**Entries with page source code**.
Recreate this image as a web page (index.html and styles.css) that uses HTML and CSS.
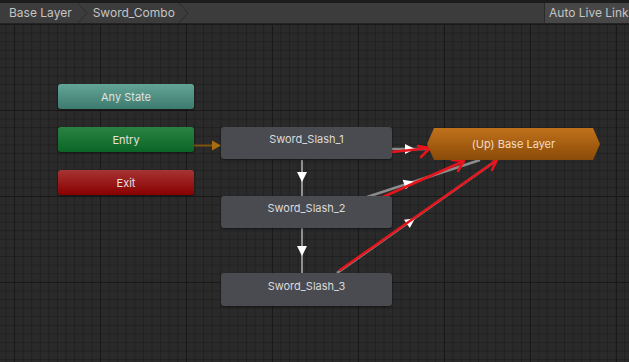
FILE: index.html
```html
<!DOCTYPE html>
<html>
<head>
<meta charset="utf-8">
<link rel="stylesheet" href="styles.css">
</head>
<body>
<div class="app">
  <div class="topstrip"></div>
  <div class="toolbar">
    <div class="crumb first">Base Layer</div>
    <svg class="chev" width="12" height="20" viewBox="0 0 12 20"><polyline points="1,0 10,10 1,20" fill="none" stroke="#2b2b2b" stroke-width="1"/></svg>
    <div class="crumb">Sword_Combo</div>
    <svg class="chev" width="12" height="20" viewBox="0 0 12 20"><polyline points="1,0 10,10 1,20" fill="none" stroke="#2b2b2b" stroke-width="1"/></svg>
    <div class="spacer"></div>
    <div class="live">Auto Live Link</div>
  </div>
  <div class="canvas">
    <svg class="links" width="629" height="338" viewBox="0 24 629 338">
      <!-- entry -->
      <line x1="194" y1="145.5" x2="214" y2="145.5" stroke="#7d5410" stroke-width="2"/>
      <polygon points="212,140.5 221,145.5 212,150.5" fill="#a86d0e"/>
      <!-- vertical -->
      <line x1="302" y1="160" x2="302" y2="197" stroke="#909090" stroke-width="2"/>
      <polygon points="297,172 307,172 302,182" fill="#ffffff"/>
      <line x1="302" y1="228" x2="302" y2="273" stroke="#909090" stroke-width="2"/>
      <polygon points="297,246 307,246 302,256" fill="#ffffff"/>
      <!-- to up -->
      <line x1="392" y1="149" x2="428" y2="149" stroke="#8c8c8c" stroke-width="2.5"/>
      <polygon points="-5,-5 5,0 -5,5" fill="#ffffff" transform="translate(410,149)"/>
      <line x1="367" y1="197" x2="480" y2="160" stroke="#8c8c8c" stroke-width="2.5"/>
      <polygon points="-5,-5 5,0 -5,5" fill="#ffffff" transform="translate(409,183) rotate(-18)"/>
      <line x1="337" y1="273" x2="497" y2="160" stroke="#8c8c8c" stroke-width="2.5"/>
      <polygon points="-5,-5 5,0 -5,5" fill="#ffffff" transform="translate(411,221) rotate(-35)"/>
      <!-- red annotations -->
      <g fill="none" stroke="#e8141c" stroke-width="2.5" stroke-linecap="round" stroke-linejoin="round">
        <path d="M392 152 L430 148 M418 146 L430 148 L421 157"/>
        <path d="M376 200 L464 161 M452 160 L464 161 L458 171"/>
        <path d="M340 270 L497 160 M485 158 L497 160 L492 170"/>
      </g>
    </svg>
    <div class="node any">Any State</div>
    <div class="node entry">Entry</div>
    <div class="node exit">Exit</div>
    <div class="node state s1">Sword_Slash_1</div>
    <div class="node state s2">Sword_Slash_2</div>
    <div class="node state s3">Sword_Slash_3</div>
    <div class="node up">(Up) Base Layer</div>
  </div>
</div>
</body>
</html>
```
FILE: styles.css
```css
html, body {
  margin: 0;
  padding: 0;
  width: 629px;
  height: 362px;
  overflow: hidden;
  background: #282828;
  font-family: Inter, "Noto Sans", sans-serif;
}
.app {
  display: flex;
  flex-direction: column;
  width: 629px;
  height: 362px;
}
.topstrip {
  height: 3px;
  background: #1c1c1c;
}
.toolbar {
  height: 20px;
  display: flex;
  align-items: center;
  background: #3c3c3c;
  border-bottom: 1px solid #232323;
  color: #c4c4c4;
  font-size: 12px;
}
.crumb {
  padding: 0 3px 0 3px;
  line-height: 20px;
  white-space: nowrap;
}
.crumb.first {
  padding-left: 9px;
  padding-right: 5px;
}
.chev {
  flex: none;
  margin-right: 1px;
}
.spacer { flex: 1; }
.live {
  background: #474747;
  border-left: 1px solid #2a2a2a;
  height: 20px;
  line-height: 20px;
  padding-left: 4px;
  width: 80px;
  white-space: nowrap;
  overflow: hidden;
}
.canvas {
  position: relative;
  flex: 1;
  background-color: #2a2a2a;
  background-image:
    linear-gradient(to right, #191919 1px, transparent 1px),
    linear-gradient(to bottom, #191919 1px, transparent 1px),
    linear-gradient(to right, #212121 1px, transparent 1px),
    linear-gradient(to bottom, #212121 1px, transparent 1px);
  background-size: 86px 86px, 86px 86px, 8.6px 8.6px, 8.6px 8.6px;
  background-position: 14px 0, 0 0, 5.4px 0, 0 0;
  border-left: 3px solid #232323;
  margin-left: -3px;
}
.links {
  position: absolute;
  left: 0;
  top: 0;
}
.node {
  position: absolute;
  display: flex;
  align-items: center;
  justify-content: center;
  box-sizing: border-box;
  font-size: 11px;
  color: #e2e2e2;
  border-radius: 3px;
  box-shadow: 0 1px 2px rgba(0,0,0,0.5);
}
.any {
  left: 58px; top: 60px; width: 136px; height: 25px;
  background: linear-gradient(#63a597, #3e7a6e);
}
.entry {
  left: 58px; top: 103px; width: 136px; height: 25px;
  background: linear-gradient(#2a8342, #0b6526);
}
.exit {
  left: 58px; top: 146px; width: 136px; height: 25px;
  background: linear-gradient(#a63434, #8a0000);
}
.state {
  left: 221px; width: 171px; height: 32px;
  padding-bottom: 8px;
  background: #4a4b50;
  color: #dadada;
}
.s1 { top: 103px; }
.s2 { top: 172px; }
.s3 { top: 249px; height: 33px; }
.up {
  left: 427px; top: 104px; width: 173px; height: 32px;
  background: linear-gradient(#c0721b, #8a4a08);
  color: #f3dcc4;
  border-radius: 0;
  box-shadow: none;
  clip-path: polygon(7px 0, calc(100% - 7px) 0, 100% 50%, calc(100% - 7px) 100%, 7px 100%, 0 50%);
}
```
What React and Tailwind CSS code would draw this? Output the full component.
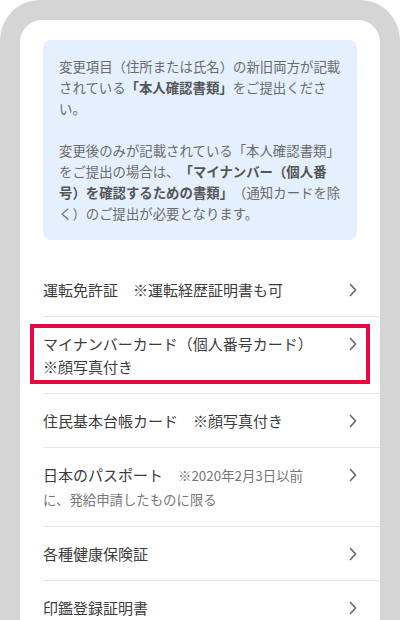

**What is expected**. Write out the listing above exactly as it stands, pictures excluded.

**Task output**.
Recreate this image as a web page (index.html and styles.css) that uses HTML and CSS.
FILE: index.html
```html
<!DOCTYPE html>
<html>
<head>
<meta charset="utf-8">
<link rel="stylesheet" href="styles.css">
</head>
<body>
<div class="app">
  <div class="topstrip"></div>
  <div class="toolbar">
    <div class="crumb first">Base Layer</div>
    <svg class="chev" width="12" height="20" viewBox="0 0 12 20"><polyline points="1,0 10,10 1,20" fill="none" stroke="#2b2b2b" stroke-width="1"/></svg>
    <div class="crumb">Sword_Combo</div>
    <svg class="chev" width="12" height="20" viewBox="0 0 12 20"><polyline points="1,0 10,10 1,20" fill="none" stroke="#2b2b2b" stroke-width="1"/></svg>
    <div class="spacer"></div>
    <div class="live">Auto Live Link</div>
  </div>
  <div class="canvas">
    <svg class="links" width="629" height="338" viewBox="0 24 629 338">
      <!-- entry -->
      <line x1="194" y1="145.5" x2="214" y2="145.5" stroke="#7d5410" stroke-width="2"/>
      <polygon points="212,140.5 221,145.5 212,150.5" fill="#a86d0e"/>
      <!-- vertical -->
      <line x1="302" y1="160" x2="302" y2="197" stroke="#909090" stroke-width="2"/>
      <polygon points="297,172 307,172 302,182" fill="#ffffff"/>
      <line x1="302" y1="228" x2="302" y2="273" stroke="#909090" stroke-width="2"/>
      <polygon points="297,246 307,246 302,256" fill="#ffffff"/>
      <!-- to up -->
      <line x1="392" y1="149" x2="428" y2="149" stroke="#8c8c8c" stroke-width="2.5"/>
      <polygon points="-5,-5 5,0 -5,5" fill="#ffffff" transform="translate(410,149)"/>
      <line x1="367" y1="197" x2="480" y2="160" stroke="#8c8c8c" stroke-width="2.5"/>
      <polygon points="-5,-5 5,0 -5,5" fill="#ffffff" transform="translate(409,183) rotate(-18)"/>
      <line x1="337" y1="273" x2="497" y2="160" stroke="#8c8c8c" stroke-width="2.5"/>
      <polygon points="-5,-5 5,0 -5,5" fill="#ffffff" transform="translate(411,221) rotate(-35)"/>
      <!-- red annotations -->
      <g fill="none" stroke="#e8141c" stroke-width="2.5" stroke-linecap="round" stroke-linejoin="round">
        <path d="M392 152 L430 148 M418 146 L430 148 L421 157"/>
        <path d="M376 200 L464 161 M452 160 L464 161 L458 171"/>
        <path d="M340 270 L497 160 M485 158 L497 160 L492 170"/>
      </g>
    </svg>
    <div class="node any">Any State</div>
    <div class="node entry">Entry</div>
    <div class="node exit">Exit</div>
    <div class="node state s1">Sword_Slash_1</div>
    <div class="node state s2">Sword_Slash_2</div>
    <div class="node state s3">Sword_Slash_3</div>
    <div class="node up">(Up) Base Layer</div>
  </div>
</div>
</body>
</html>
```
FILE: styles.css
```css
html, body {
  margin: 0;
  padding: 0;
  width: 629px;
  height: 362px;
  overflow: hidden;
  background: #282828;
  font-family: Inter, "Noto Sans", sans-serif;
}
.app {
  display: flex;
  flex-direction: column;
  width: 629px;
  height: 362px;
}
.topstrip {
  height: 3px;
  background: #1c1c1c;
}
.toolbar {
  height: 20px;
  display: flex;
  align-items: center;
  background: #3c3c3c;
  border-bottom: 1px solid #232323;
  color: #c4c4c4;
  font-size: 12px;
}
.crumb {
  padding: 0 3px 0 3px;
  line-height: 20px;
  white-space: nowrap;
}
.crumb.first {
  padding-left: 9px;
  padding-right: 5px;
}
.chev {
  flex: none;
  margin-right: 1px;
}
.spacer { flex: 1; }
.live {
  background: #474747;
  border-left: 1px solid #2a2a2a;
  height: 20px;
  line-height: 20px;
  padding-left: 4px;
  width: 80px;
  white-space: nowrap;
  overflow: hidden;
}
.canvas {
  position: relative;
  flex: 1;
  background-color: #2a2a2a;
  background-image:
    linear-gradient(to right, #191919 1px, transparent 1px),
    linear-gradient(to bottom, #191919 1px, transparent 1px),
    linear-gradient(to right, #212121 1px, transparent 1px),
    linear-gradient(to bottom, #212121 1px, transparent 1px);
  background-size: 86px 86px, 86px 86px, 8.6px 8.6px, 8.6px 8.6px;
  background-position: 14px 0, 0 0, 5.4px 0, 0 0;
  border-left: 3px solid #232323;
  margin-left: -3px;
}
.links {
  position: absolute;
  left: 0;
  top: 0;
}
.node {
  position: absolute;
  display: flex;
  align-items: center;
  justify-content: center;
  box-sizing: border-box;
  font-size: 11px;
  color: #e2e2e2;
  border-radius: 3px;
  box-shadow: 0 1px 2px rgba(0,0,0,0.5);
}
.any {
  left: 58px; top: 60px; width: 136px; height: 25px;
  background: linear-gradient(#63a597, #3e7a6e);
}
.entry {
  left: 58px; top: 103px; width: 136px; height: 25px;
  background: linear-gradient(#2a8342, #0b6526);
}
.exit {
  left: 58px; top: 146px; width: 136px; height: 25px;
  background: linear-gradient(#a63434, #8a0000);
}
.state {
  left: 221px; width: 171px; height: 32px;
  padding-bottom: 8px;
  background: #4a4b50;
  color: #dadada;
}
.s1 { top: 103px; }
.s2 { top: 172px; }
.s3 { top: 249px; height: 33px; }
.up {
  left: 427px; top: 104px; width: 173px; height: 32px;
  background: linear-gradient(#c0721b, #8a4a08);
  color: #f3dcc4;
  border-radius: 0;
  box-shadow: none;
  clip-path: polygon(7px 0, calc(100% - 7px) 0, 100% 50%, calc(100% - 7px) 100%, 7px 100%, 0 50%);
}
```
What React and Tailwind CSS code would draw this? Output the full component.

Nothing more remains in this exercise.